Mauldin, tout comme Gus Bofa, ne pouvait montrer qu'une fraction de la réalité de la guerre. Mais les deux artistes ont su en dire assez pour que les combattants lisent entre les lignes et retrouvent dans leurs dessins leur vie de pauvres bougres, fatigués et résignés, affrontant avec stoïcisme misère morale et souffrance physique, écrasés sous le poids de leur barda et de l'histoire.

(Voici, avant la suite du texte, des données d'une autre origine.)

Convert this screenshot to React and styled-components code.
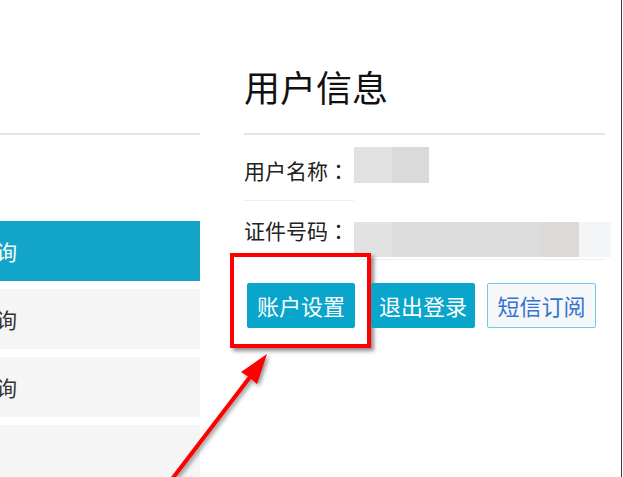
import React from 'react';
import styled, { createGlobalStyle } from 'styled-components';

const GlobalStyle = createGlobalStyle`
  html, body {
    margin: 0;
    padding: 0;
    background: #ffffff;
    overflow: hidden;
  }
  body {
    font-family: "Noto Sans CJK SC", "Noto Sans", sans-serif;
    color: #222;
  }
`;

// --- 페이지 레이아웃 ---
const Page = styled.div`
  position: relative;
  display: flex;
  width: 621px;
  height: 477px;
  border-right: 1px solid #3d3d3d;
  overflow: hidden;
`;

const Sidebar = styled.aside`
  flex-shrink: 0;
  width: 297px;
  margin-left: -97px;
`;

const SideHeader = styled.div`
  height: 133px;
  border-bottom: 2px solid #e4e4e4;
`;

const Menu = styled.ul`
  list-style: none;
  margin: 86px 0 0;
  padding: 0;
  display: flex;
  flex-direction: column;
  gap: 8px;
`;

const MenuItem = styled.li`
  height: 60px;
  line-height: 60px;
  padding-left: 30px;
  font-size: 21px;
  color: ${({ $active }) => ($active ? '#ffffff' : '#333333')};
  background-color: ${({ $active }) => ($active ? '#13a5c9' : '#f5f5f5')};
  white-space: nowrap;
`;

const Main = styled.section`
  flex-shrink: 0;
  width: 361px;
  margin-left: 44px;
`;

const Title = styled.h1`
  margin: 0;
  padding: 68px 0 28px;
  font-size: 36px;
  line-height: 37px;
  font-weight: 400;
  color: #111;
  border-bottom: 2px solid #e4e4e4;
`;

// --- 사용자 정보 표 ---
const InfoRow = styled.div`
  display: flex;
  align-items: flex-start;
`;

const Label = styled.div`
  flex-shrink: 0;
  width: 110px;
  padding-top: ${({ $top }) => $top}px;
  padding-bottom: ${({ $bottom }) => $bottom}px;
  font-size: 21px;
  line-height: 21px;
  color: #222;
  white-space: nowrap;
  border-bottom: ${({ $line }) => ($line ? '1px solid #efefef' : 'none')};
`;

// 콜론은 가운데 정렬되는 TC 글꼴로
const Colon = styled.span`
  font-family: "Noto Sans CJK TC", "Noto Sans CJK SC", sans-serif;
`;

const Value = styled.div`
  width: 251px;
  padding-top: ${({ $top }) => $top}px;
  padding-bottom: ${({ $bottom }) => $bottom}px;
  border-bottom: ${({ $line }) => ($line ? '1px solid #efefef' : 'none')};
`;

const Masked = styled.div`
  display: flex;
  height: ${({ $h }) => $h}px;
`;

const MaskPart = styled.span`
  flex-shrink: 0;
  width: ${({ $w }) => $w}px;
  background-color: ${({ $c }) => $c};
`;

// --- 버튼 ---
const ButtonBar = styled.div`
  display: flex;
  align-items: center;
  margin-top: 23px;
  padding-left: 3px;
`;

const ActionButton = styled.button`
  position: relative;
  height: 45px;
  padding: 0 ${({ $pad }) => $pad}px;
  margin-left: ${({ $gap }) => $gap || 0}px;
  font-family: inherit;
  font-size: 22px;
  line-height: 43px;
  border-radius: 2px;
  border: 1px solid ${({ $outline }) => ($outline ? '#72c9ea' : '#0aa5ca')};
  background-color: ${({ $outline }) => ($outline ? '#f5f7f9' : '#0aa5ca')};
  color: ${({ $outline }) => ($outline ? '#3472cf' : '#ffffff')};
  cursor: pointer;
`;

// --- 주석(빨간 박스 + 화살표) ---
const Highlight = styled.span`
  position: absolute;
  left: -18px;
  top: -31px;
  width: 133px;
  height: 87px;
  border: 4px solid #ff0000;
  box-shadow: 3px 3px 4px rgba(0, 0, 0, 0.45);
  pointer-events: none;
`;

const ArrowLayer = styled.svg`
  position: absolute;
  left: 0;
  top: 0;
  width: 623px;
  height: 477px;
  pointer-events: none;
  filter: drop-shadow(2px 2px 2px rgba(0, 0, 0, 0.45));
`;

const menuItems = [
  { label: '订单查询', active: true },
  { label: '退票查询' },
  { label: '改签查询' },
  { label: '其他' },
];

export default function App() {
  return (
    <>
      <GlobalStyle />
      <Page>
        <Sidebar>
          <SideHeader />
          <Menu>
            {menuItems.map(item => (
              <MenuItem key={item.label} $active={item.active}>
                {item.label}
              </MenuItem>
            ))}
          </Menu>
        </Sidebar>

        <Main>
          <Title>用户信息</Title>

          <InfoRow>
            <Label $top={25} $bottom={19} $line>用户名称<Colon>：</Colon></Label>
            <Value $top={12}>
              <Masked $h={36}>
                <MaskPart $w={38} $c="#e1e1e1" />
                <MaskPart $w={37} $c="#dadada" />
              </Masked>
            </Value>
          </InfoRow>

          <InfoRow>
            <Label $top={19}>证件号码<Colon>：</Colon></Label>
            <Value $top={21} $bottom={2} $line>
              <Masked $h={35}>
                <MaskPart $w={38} $c="#e2e2e2" />
                <MaskPart $w={150} $c="#dcdcdc" />
                <MaskPart $w={37} $c="#dcdad8" />
                <MaskPart $w={32} $c="#f4f5f7" />
              </Masked>
            </Value>
          </InfoRow>

          <ButtonBar>
            <ActionButton $pad={9}>
              账户设置
              <Highlight />
            </ActionButton>
            <ActionButton $pad={7} $gap={16}>退出登录</ActionButton>
            <ActionButton $pad={9.5} $gap={12} $outline>短信订阅</ActionButton>
          </ButtonBar>
        </Main>

        <ArrowLayer viewBox="0 0 623 477">
          <line x1="166" y1="487" x2="250" y2="377" stroke="#ff0000" strokeWidth="4" />
          <polygon points="267,354 241,372 249,377 257,384" fill="#ff0000" />
        </ArrowLayer>
      </Page>
    </>
  );
}
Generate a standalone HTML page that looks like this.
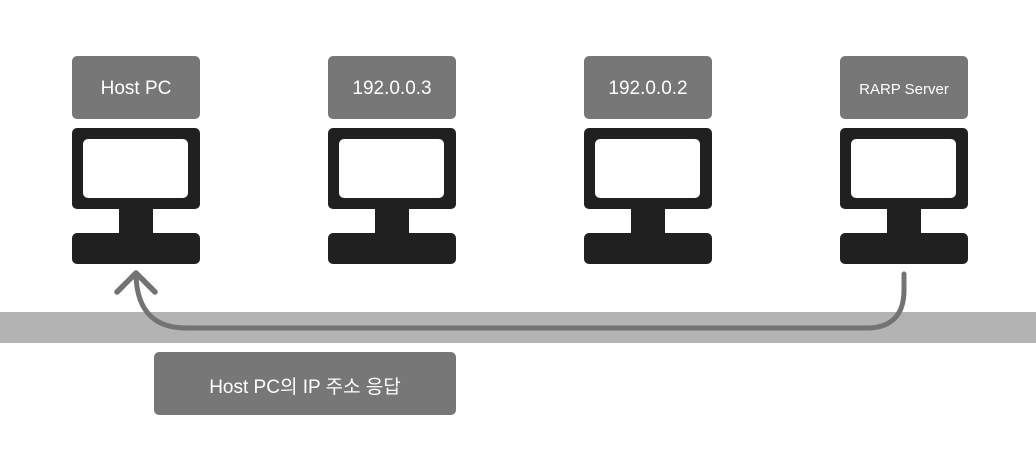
<!DOCTYPE html>
<html><head><meta charset="utf-8"><style>
html,body{margin:0;padding:0;background:#fff;}
body{width:1036px;height:470px;position:relative;overflow:hidden;font-family:"Liberation Sans","Noto Sans CJK KR",sans-serif;}
.lbl{position:absolute;top:56px;width:128px;height:60px;padding-top:3px;background:#777;border-radius:5px;color:#fff;display:flex;align-items:center;justify-content:center;font-size:19px;}
.mon{position:absolute;top:128px;width:128px;height:81px;background:#202020;border-radius:5px;}
.scr{position:absolute;left:11px;top:11px;width:105px;height:59px;background:#fff;border-radius:5px;}
.neck{position:absolute;top:208px;width:34px;height:26px;background:#202020;}
.base{position:absolute;top:233px;width:128px;height:31px;background:#202020;border-radius:5px;}
.band{position:absolute;left:0;top:312px;width:1036px;height:31px;background:#b3b3b3;}
.msg{position:absolute;left:154px;top:352px;width:302px;height:60px;padding-top:3px;background:#777;border-radius:5px;color:#fff;display:flex;align-items:center;justify-content:center;font-size:19px;}
</style></head><body>
<div class="band"></div>

<div class="lbl" style="left:72px">Host PC</div>
<div class="mon" style="left:72px"><div class="scr"></div></div>
<div class="neck" style="left:119px"></div>
<div class="base" style="left:72px"></div>

<div class="lbl" style="left:328px">192.0.0.3</div>
<div class="mon" style="left:328px"><div class="scr"></div></div>
<div class="neck" style="left:375px"></div>
<div class="base" style="left:328px"></div>

<div class="lbl" style="left:584px">192.0.0.2</div>
<div class="mon" style="left:584px"><div class="scr"></div></div>
<div class="neck" style="left:631px"></div>
<div class="base" style="left:584px"></div>

<div class="lbl" style="left:840px;font-size:15px">RARP Server</div>
<div class="mon" style="left:840px"><div class="scr"></div></div>
<div class="neck" style="left:887px"></div>
<div class="base" style="left:840px"></div>

<svg style="position:absolute;left:0;top:0" width="1036" height="470">
<path d="M904,274 V290 Q904,328 866,328 H186 Q138,328 136,276" fill="none" stroke="#737373" stroke-width="5" stroke-linecap="round"/>
<path d="M117,292 L136,273 L155,292" fill="none" stroke="#737373" stroke-width="5.5" stroke-linecap="round" stroke-linejoin="round"/>
</svg>

<div class="msg">Host PC의 IP 주소 응답</div>
</body></html>
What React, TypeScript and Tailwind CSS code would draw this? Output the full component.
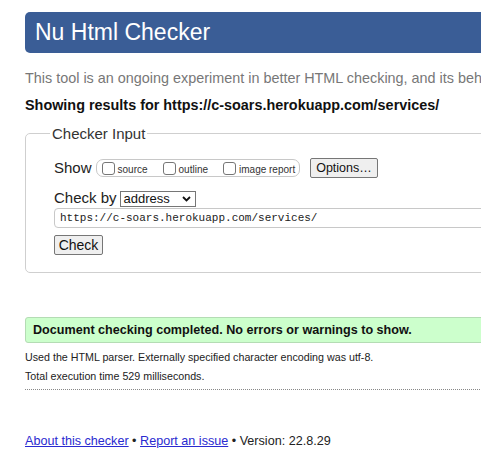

"Le plus sûr moyen de devenir pacifiste", écrit-il, "est de s'engager dans l'infanterie. Je ,n'essaie de faire paraître noble le fantassin car il ne pourrait pas avoir l'air noble même s'il essayait. Mais il y a une certaine noblesse et dignité chez le soldat et l'infirmier de première ligne, qui ont de la boue dans les cheveux. Ils sont rudes et leur langage est grossier parce qu'ils mènent une vie dépourvue de toute convention et de tout agrément."
Ceux qui voudraient en savoir plus sur ce journaliste graphique, sur ce témoin caustique et lucide, peuvent lire son livre Up Front, réédité en en 2000 par W.W. Norton, et la biographie de Todd DePastino, Bill Mauldin parue en 2008 chez le même éditeur.